Les deux plus importants assureurs offrant la télématique, Desjardins et Belair, affirment cependant qu'ils n'utilisent pas les renseignements sur la conduite à d'autres fins. «Il n'est pas question de s'en servir pour gérer les réclamations en cas de sinistre», a précisé Henry Blumenthal, vice-président de Belair.

Le RCCAQ aurait aussi aimé que l'on demande aux assureurs de rendre le dossier de conduite transférable d'une compagnie à l'autre, pour éviter de «prendre les consommateurs en otage», mais l'AMF n'a pas abordé la question.

Les sous-traitants

L'autorité réglementaire a cependant souligné que les sous-traitants auxquels les assureurs font appel pour fournir les outils technologiques et traiter les données doivent se conformer aux lois québécoises, notamment sur la protection des renseignements personnels. Des spécialistes de la vie privée s'inquiètent de voir des entreprises étrangères fournir ces services.

C'est notamment le cas d'Octo Telematics, une entreprise italienne appartenant à des intérêts russes, sous-traitant pour Belair. Le site web de l'assureur indique d'ailleurs que les données des clients peuvent se retrouver chez Octo aux États-Unis ou en Italie, où elles sont assujetties aux lois locales. Par ailleurs, certains de ces sous-traitants revendent des données à des entreprises qui voudraient les utiliser à d'autres fins en retirant les informations nominatives.

Après l'AMF, la Commission d'accès à l'information du Québec (CAI) mène aussi une inspection des pratiques des assureurs à l'endroit des renseignements personnels de leurs clients.

Télématique mobile

Les inquiétudes des défenseurs de la vie privée ont grimpé d'un cran depuis le lancement, il y a deux semaines, d'une application pour téléphone intelligent par Desjardins pour son programme Ajusto: plus besoin de brancher un appareil dans sa voiture, c'est le téléphone mobile qui transmet les données de conduite.

L'application est en mesure de détecter si l'automobiliste conduit son véhicule, s'il est passager avec un autre conducteur, en autobus ou en vélo, pour n'enregistrer que les déplacements pertinents pour établir le comportement au volant.

«L'avantage, c'est que le consommateur peut avoir une rétroaction instantanée sur ses habitudes, dès qu'il a terminé un trajet», indique Denis Côté, responsable de la gestion de l'offre chez Desjardins Assurances.

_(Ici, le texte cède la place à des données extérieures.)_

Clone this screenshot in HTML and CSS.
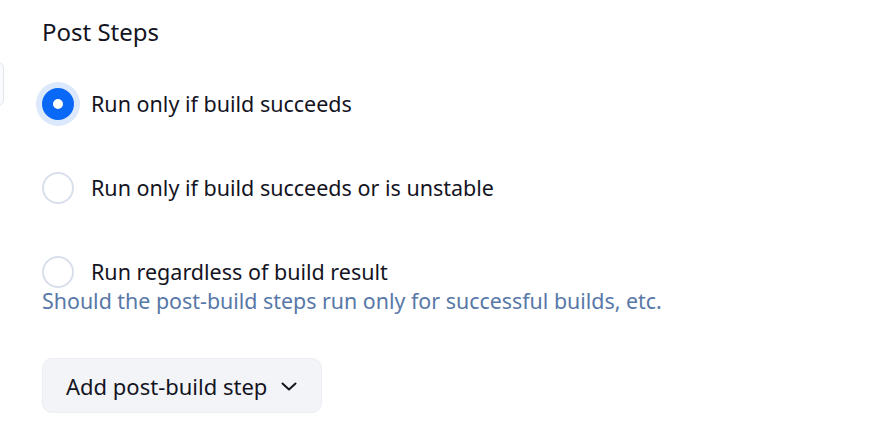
FILE: index.html
```html
<!DOCTYPE html>
<html lang="en">
<head>
  <meta charset="UTF-8">
  <title>Post Steps</title>
  <link rel="stylesheet" href="styles.css">
</head>
<body>

  <div class="side-tab"></div>

  <div class="section">
    <h2 class="section-title">Post Steps</h2>

    <div class="radios">
      <label class="radio">
        <input type="radio" name="postSteps" value="SUCCESS" checked>
        <span class="radio-mark"></span>
        <span class="radio-label">Run only if build succeeds</span>
      </label>

      <label class="radio">
        <input type="radio" name="postSteps" value="UNSTABLE">
        <span class="radio-mark"></span>
        <span class="radio-label">Run only if build succeeds or is unstable</span>
      </label>

      <label class="radio">
        <input type="radio" name="postSteps" value="FAILURE">
        <span class="radio-mark"></span>
        <span class="radio-label">Run regardless of build result</span>
      </label>
    </div>

    <div class="help">Should the post-build steps run only for successful builds, etc.</div>

    <button class="add-btn" type="button">
      Add post-build step
      <svg class="chevron" width="18" height="18" viewBox="0 0 18 18">
        <path d="M2.5 6.5L9 12.5l6.5-6" fill="none" stroke="currentColor" stroke-width="2" stroke-linecap="round" stroke-linejoin="round"/>
      </svg>
    </button>
  </div>

</body>
</html>
```

FILE: styles.css
```css
*, *::before, *::after {
  box-sizing: border-box;
}

body {
  margin: 0;
  font-family: "Noto Sans", "Open Sans", sans-serif;
  background-color: #fff;
  color: #14141f;
  position: relative;
  height: 447px;
  overflow: hidden;
}

.side-tab {
  position: absolute;
  left: -20px;
  top: 62px;
  width: 24px;
  height: 44px;
  border: 1px solid #e3e6ec;
  border-radius: 6px;
  background-color: #fafbfc;
}

.section {
  padding: 15px 0 0 42px;
}

.section-title {
  margin: 0;
  font-size: 24px;
  font-weight: 400;
  line-height: 34px;
}

.radios {
  display: flex;
  flex-direction: column;
  gap: 40px;
  margin-top: 33px;
}

.radio {
  display: flex;
  align-items: center;
  gap: 11px;
  height: 44px;
  margin-left: -6px;
  cursor: pointer;
}

.radio input {
  display: none;
}

.radio-mark {
  width: 44px;
  height: 44px;
  display: flex;
  align-items: center;
  justify-content: center;
  border-radius: 50%;
  flex-shrink: 0;
}

.radio-mark::before {
  content: "";
  width: 32px;
  height: 32px;
  flex-shrink: 0;
  border-radius: 50%;
  border: 2px solid #d9dfea;
  background-color: #fff;
}

.radio input:checked + .radio-mark {
  background-color: #dce8fc;
}

.radio input:checked + .radio-mark::before {
  border: 11px solid #0a68f7;
  background-color: #fff;
}

.radio-label {
  font-size: 21.5px;
  line-height: 28px;
}

.help {
  margin-top: -6px;
  font-size: 21.4px;
  line-height: 26px;
  color: #5878a8;
}

.add-btn {
  margin-top: 44px;
  display: flex;
  align-items: center;
  gap: 13px;
  height: 55px;
  padding: 0 23px 0 23px;
  border: 1px solid #ebeef3;
  border-radius: 10px;
  background-color: #f2f4f8;
  color: #14141f;
  font-family: inherit;
  font-size: 22px;
  cursor: pointer;
}

.chevron {
  flex-shrink: 0;
}
```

L'application a permis d'ajouter un critère pour évaluer la conduite: les excès de vitesse, en fonction des limites légales dans la zone où l'automobiliste circule. On en a aussi profité pour ajouter une fonction permettant de détecter si le conducteur est distrait: si l'appareil est pris en main et ouvert pendant que la voiture roule, on le sermonne. Mais cette information n'influence pas le score de conduite qui détermine la prime à payer par l'assuré.

Puisque bien des consommateurs transportent leur téléphone avec eux nuit et jour, est-ce à dire que l'assureur peut le suivre à la trace, même à l'extérieur de son auto? «L'application n'enregistre pas d'informations quand le client ne roule pas, alors on ne suit pas les gens continuellement», répond Denis Côté.

Les programmes d'assurance auto selon la conduite

MOBILIZ - INDUSTRIELLE ALLIANCE

> Depuis mai 2012.

> Pour les jeunes conducteurs (16 à 24 ans), ciblés par le programme, le rabais moyen est de 25%.

> Le tarif est ajusté d'un mois à l'autre en fonction du comportement au volant.

AJUSTO - DESJARDINS ASSURANCES

> Depuis avril 2013.

> Rabais moyen de 12%.

> 70 000 adhérents au Québec et en Ontario, soit 25% des nouveaux clients.

> Lancement le 27 mars d'une application Ajusto pour téléphone mobile.

> Depuis, Desjardins n'offre plus de rabais automatique au moment de l'adhésion au programme.

AUTOMÉRITE - BELAIR DIRECT

> Depuis janvier 2014.

> Rabais de 10 à 20% sur les primes.

> De 30 000 à 40 000 adhérents au Québec et en Ontario, soit de 30 à 40% des nouveaux clients.

> Rabais de 5% à l'inscription, plus 20% d'économies potentielles selon le dossier de conduite, applicables après six mois. L'appareil télématique est retiré du véhicule après six mois.